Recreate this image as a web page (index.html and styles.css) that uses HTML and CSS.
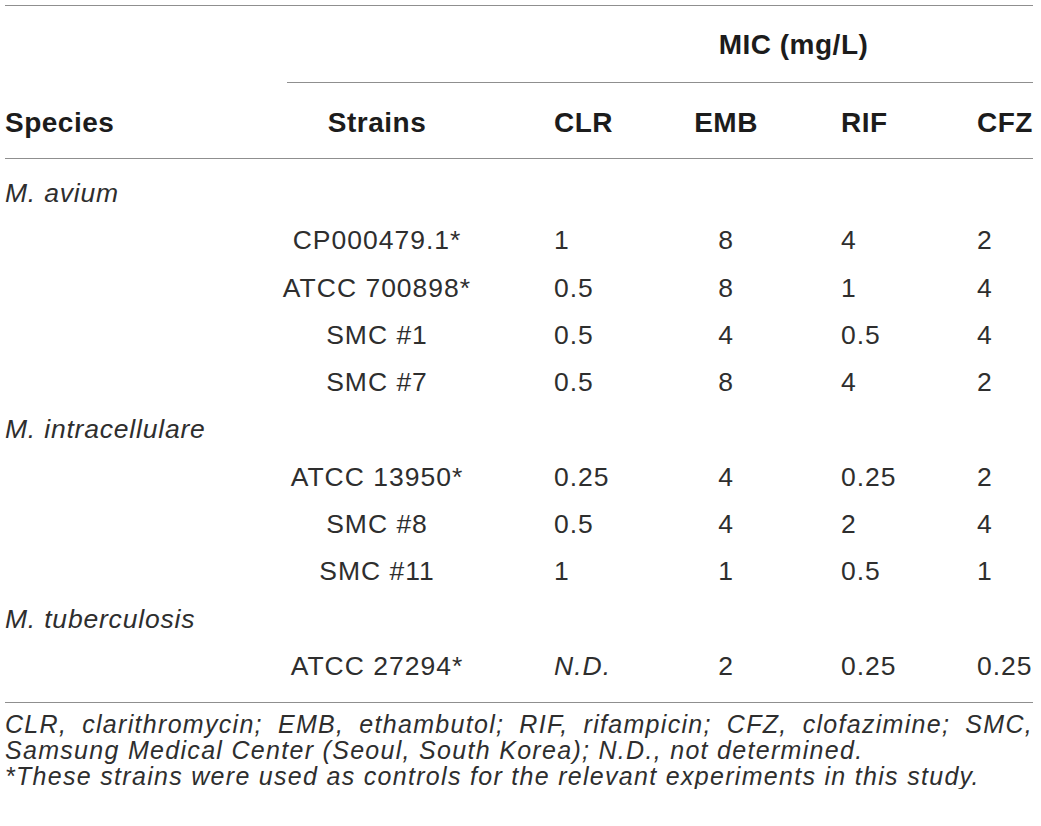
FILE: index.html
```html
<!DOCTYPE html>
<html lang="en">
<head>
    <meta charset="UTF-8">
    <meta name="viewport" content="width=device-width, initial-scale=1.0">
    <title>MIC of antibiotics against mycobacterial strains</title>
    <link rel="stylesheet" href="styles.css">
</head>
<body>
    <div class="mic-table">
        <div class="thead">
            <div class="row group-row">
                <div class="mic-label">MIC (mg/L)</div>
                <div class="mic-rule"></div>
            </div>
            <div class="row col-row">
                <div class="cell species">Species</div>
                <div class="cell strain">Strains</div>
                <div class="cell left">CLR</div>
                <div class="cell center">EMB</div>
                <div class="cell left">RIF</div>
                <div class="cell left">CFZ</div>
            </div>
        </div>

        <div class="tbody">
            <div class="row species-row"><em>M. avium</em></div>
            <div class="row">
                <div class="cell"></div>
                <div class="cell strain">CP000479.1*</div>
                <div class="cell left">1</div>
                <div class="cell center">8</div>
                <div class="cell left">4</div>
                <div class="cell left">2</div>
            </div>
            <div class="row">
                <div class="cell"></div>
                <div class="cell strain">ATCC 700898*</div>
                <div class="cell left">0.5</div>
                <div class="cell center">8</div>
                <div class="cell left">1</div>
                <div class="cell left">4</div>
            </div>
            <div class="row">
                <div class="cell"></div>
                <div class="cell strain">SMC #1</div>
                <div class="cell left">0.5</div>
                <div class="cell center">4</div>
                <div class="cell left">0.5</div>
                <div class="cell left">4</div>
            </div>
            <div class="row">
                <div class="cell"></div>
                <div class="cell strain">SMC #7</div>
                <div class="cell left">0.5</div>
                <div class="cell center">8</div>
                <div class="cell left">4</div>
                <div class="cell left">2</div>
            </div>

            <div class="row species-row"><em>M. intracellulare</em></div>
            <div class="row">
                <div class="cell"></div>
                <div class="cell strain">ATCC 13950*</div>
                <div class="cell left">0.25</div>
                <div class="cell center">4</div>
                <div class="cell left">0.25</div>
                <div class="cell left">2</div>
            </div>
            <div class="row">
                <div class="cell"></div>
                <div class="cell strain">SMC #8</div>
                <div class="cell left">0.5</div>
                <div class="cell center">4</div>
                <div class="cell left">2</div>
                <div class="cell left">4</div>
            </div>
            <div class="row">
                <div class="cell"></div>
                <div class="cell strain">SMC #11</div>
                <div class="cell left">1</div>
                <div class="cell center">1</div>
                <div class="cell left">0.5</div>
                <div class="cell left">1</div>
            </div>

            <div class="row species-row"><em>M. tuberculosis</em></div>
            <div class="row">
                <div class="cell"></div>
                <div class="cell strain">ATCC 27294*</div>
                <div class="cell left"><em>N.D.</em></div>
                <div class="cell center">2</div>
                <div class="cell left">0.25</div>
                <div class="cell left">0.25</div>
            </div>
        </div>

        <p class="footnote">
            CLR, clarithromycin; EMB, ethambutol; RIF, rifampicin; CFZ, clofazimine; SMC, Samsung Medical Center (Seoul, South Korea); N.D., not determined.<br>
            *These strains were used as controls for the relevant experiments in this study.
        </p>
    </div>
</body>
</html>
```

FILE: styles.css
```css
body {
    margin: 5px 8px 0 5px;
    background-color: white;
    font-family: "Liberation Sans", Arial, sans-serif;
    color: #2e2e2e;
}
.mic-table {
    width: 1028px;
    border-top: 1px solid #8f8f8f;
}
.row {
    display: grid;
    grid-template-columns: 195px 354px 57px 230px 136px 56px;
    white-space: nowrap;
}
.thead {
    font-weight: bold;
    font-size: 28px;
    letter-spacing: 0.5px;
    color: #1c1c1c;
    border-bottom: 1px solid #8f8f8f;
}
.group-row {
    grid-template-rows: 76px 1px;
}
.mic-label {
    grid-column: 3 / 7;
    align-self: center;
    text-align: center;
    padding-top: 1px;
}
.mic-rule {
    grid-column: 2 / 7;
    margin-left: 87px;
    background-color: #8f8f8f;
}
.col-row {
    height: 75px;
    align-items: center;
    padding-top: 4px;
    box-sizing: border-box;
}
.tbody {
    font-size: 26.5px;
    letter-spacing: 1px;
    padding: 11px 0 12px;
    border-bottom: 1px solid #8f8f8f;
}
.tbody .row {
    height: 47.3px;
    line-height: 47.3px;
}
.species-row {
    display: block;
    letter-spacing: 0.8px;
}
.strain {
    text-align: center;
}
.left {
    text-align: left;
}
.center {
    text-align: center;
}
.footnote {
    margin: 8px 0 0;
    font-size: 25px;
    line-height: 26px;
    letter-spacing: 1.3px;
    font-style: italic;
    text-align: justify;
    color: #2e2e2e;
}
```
----------------
▸ What you will do: Select and copy every line of the material that holds the string "this".

▸ Task answer:
Recreate this image as a web page (index.html and styles.css) that uses HTML and CSS.
            *These strains were used as controls for the relevant experiments in this study.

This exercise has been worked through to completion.